Доктор Монен испугался. «Троекратный…» — пробормотал он. Один из офицеров рассмеялся. «Успокойтесь, доктор, суд чести никогда в жизни не разрешит таких страшных условий из-за пустяков. Это только pro forma». Доктор Монен согласился с ним. В расчете на здравый смысл членов суда чести он принял вызов. Даже больше — помчался тотчас же в Саксонскую корпорацию и послал двух студентов к ротмистру с предложением: пятикратный обмен выстрелами, дистанция десять шагов. Этот красивый шаг с его стороны наверняка понравится Альрауне
Смешанный суд чести, состоявший из офицеров и корпорантов, был достаточно благоразумен: он назначил однократный обмен выстрелами и дистанцию в двадцать шагов. Условия довольно легкие: никто особенно не пострадает, а честь будет все-таки спасена. Ганс Герольдинген улыбнулся, выслушав решение суда, и поклонился. Но доктор Монен побледнел. Он надеялся, что суд признает дуэль вообще излишней и потребует обоюдного извинения. Хотя предстоит всего одна пуля, но ведь и одна может попасть.
Рано утром они поехали в Коттенфорст, все в штатском, — но очень торжественно, в семи экипажах. Три гусарских офицера и штабной врач; доктор Монен и Вольф Гонтрам; два студента из корпорации «Саксония» и один из «Вестфалии»; доктор Перенбом, двое служителей из корпорации, два денщика и фельдшер штабного доктора.
Присутствовал еще один человек: его превосходительство профессор тен-Бринкен. Он предложил своему заведующему врачебную помощь.
Целых два часа ехали они в яркое, ясное утро. Граф Герольдинген был в прекрасном настроении; накануне вечером он получил письмецо из Лендениха. В нем был трилистник и одно только слово «Маскотта». Письмо лежало сейчас в жилетном кармане и заставляло улыбаться и мечтать о разных вещах. Он беседовал с товарищами и смеялся над этой детской дуэлью. Он был лучшим стрелком во всем городе и говорил, что ему хочется сбить у доктора пуговицу с рукава. Но несмотря на все, нельзя быть полностью уверенным, особенно когда не свои пистолеты, — лучше уж выстрелить в воздух. Ведь это низость, если он причинит хотя бы легкую царапину славному доктору.

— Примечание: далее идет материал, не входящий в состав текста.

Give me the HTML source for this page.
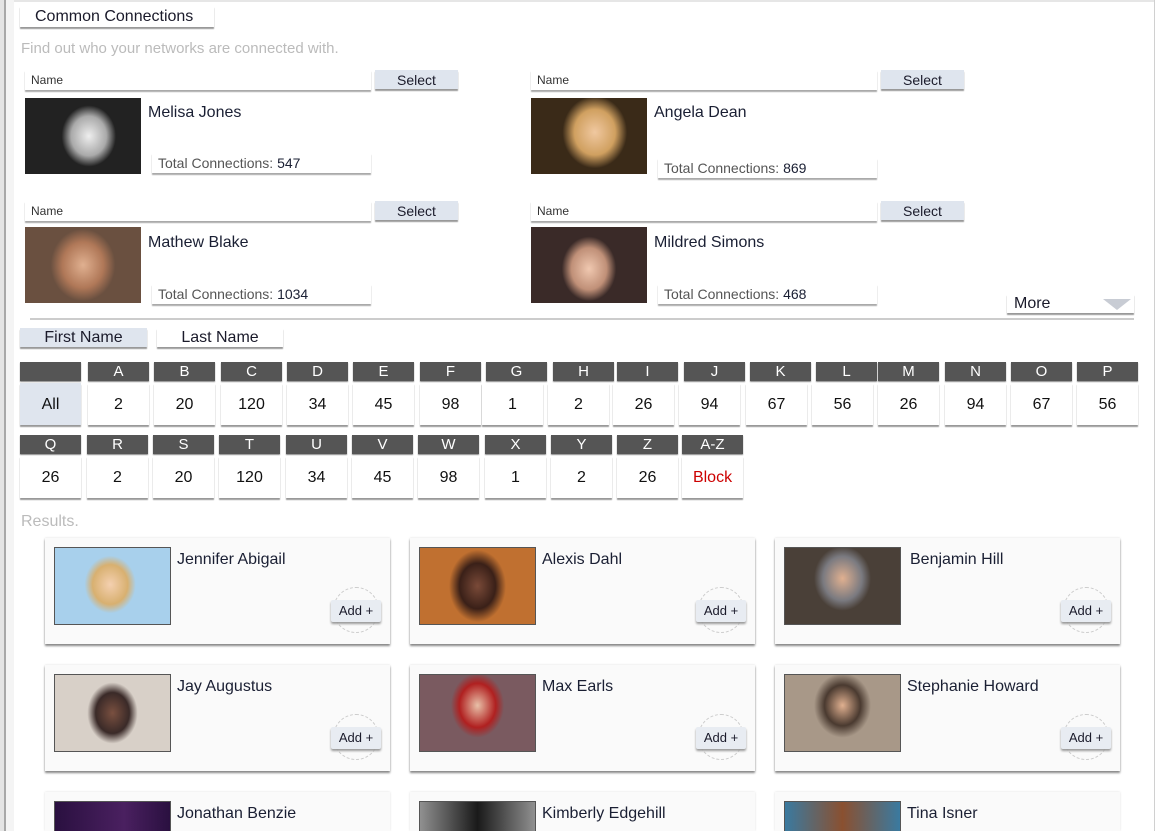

Доктор Монен, ехавший в экипаже вместе с тайным советником и молодым Гонтрамом, однако, не говорил ни слова. Он тоже получил маленькое письмецо, написанное красивым почерком фрейлейн тен-Бринкен, и изящную золотую подковку, но даже не прочел его как следует, пробормотал что-то о «привычке к суеверию» и бросил письмо на письменный стол. Он испытывал страх — настоящий трусливый страх, словно грязными помоями заливал яркий костер своей любви. Он называл себя форменным идиотом за то, что встал так рано, чтобы отправиться на эту бойню. В нем все еще боролось горячее желание попросить извинения у ротмистра и таким образом избегнуть дуэли с чувством стыда, которое он испытывал перед тайным советником, а еще больше, пожалуй, перед Вольфом Гонтрамом, которому так высокопарно повествовал о своих подвигах. Он старался сохранять геройский вид, закурил сигару и равнодушно озирался по сторонам. Но он был бледен как полотно, когда экипаж остановился в лесу у дороги и все отправились по тропинке на большую поляну.